GABAA receptor antagonists, inverse agonists or negative allosteric modulators 
GABAA receptor antagonists are drugs that bind to GABAA receptors but do not activate them and inhibit the action of GABA. Thus it blocks both the endogenous and exogenous actions of GABAA  receptor agonists.
 Bemegride
 Bicuculline
 Cicutoxin
 Cyclothiazide
 DMCM
 FG-7142
 Fipronil
 Flumazenil
 Flurothyl
 Gabazine
 IPTBO
 Laudanosine
 Oenanthotoxin
 Pentylenetetrazol(Metrazol)
 Phenylsilatrane
 Picrotoxin
 Sarmazenil
 Securinine
 Sinomenine
 TBPO
 TBPS
 Tetramethylenedisulfotetramine
 Thujone

GABA synthesis inhibitors 
GABA synthesis inhibitors are drugs that inhibit the action of GABA.
 3-Mercaptopropionic acid
 Allylglycine

Glycine receptor antagonists 
Glycine receptor antagonists are drugs which inactivates the glycine receptors.
 Bicuculline
 Brucine
 Colubrine
 Diaboline
 Gelsemine
 Hyenandrine
 Laudanosine
 Oripavine
 RU-5135 (also GABA antagonist)
 Sinomenine
 Strychnine
 Thebaine
 Tutin

Ionotropic glutamate receptor agonists 
Ionotropic glutamate receptor agonists are drugs that activate the ionotropic glutamate receptors in the brain.
 AMPA
 Domoic acid
 Kainic acid
 NMDA
 Quinolinic acid
 Quisqualic acid
 Tetrazolylglycine

Acetylcholine receptor agonists 
Acetylcholine receptor agonists are drugs that activate the acetylcholine receptors.
 Anatoxin-a
 Pilocarpine

Advantages 
Camphor injections for psychiatric treatment were inefficient and were replaced by pentylenetetrazol.

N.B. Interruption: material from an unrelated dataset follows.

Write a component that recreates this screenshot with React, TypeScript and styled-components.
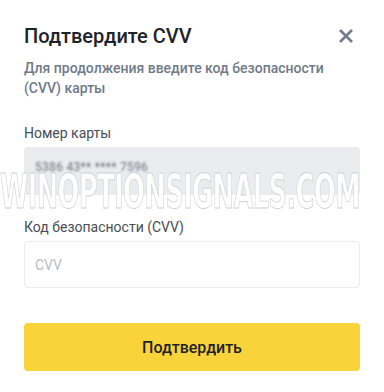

Seizures induced by chemicals like flurothyl were clinically effective as electric convulsions with lesser side effects on memory retention. Therefore, considering flurothyl induced seizures in modern anesthesia facilities is encouraged to relieve medication treatment resistant patients with psychiatric illnesses like mood disorders and catatonia.

Risks/Complications 
Convulsants like pentylenetetrazol and flurothyl were effective in psychiatric treatment but difficult to administer. Flurothyl was not widely being used due to the persistence of the ethereal aroma and fears in the professional staff that they might seize.

History 
In 1934, camphor-induced and pentylenetetrazol-induced brain seizures were first used to relieve psychiatric illnesses. But camphor was found ineffective. In 1957, inhalant anesthetic flurothyl was tested and found to be clinically effective in the induction of seizures, even though certain risks persisted.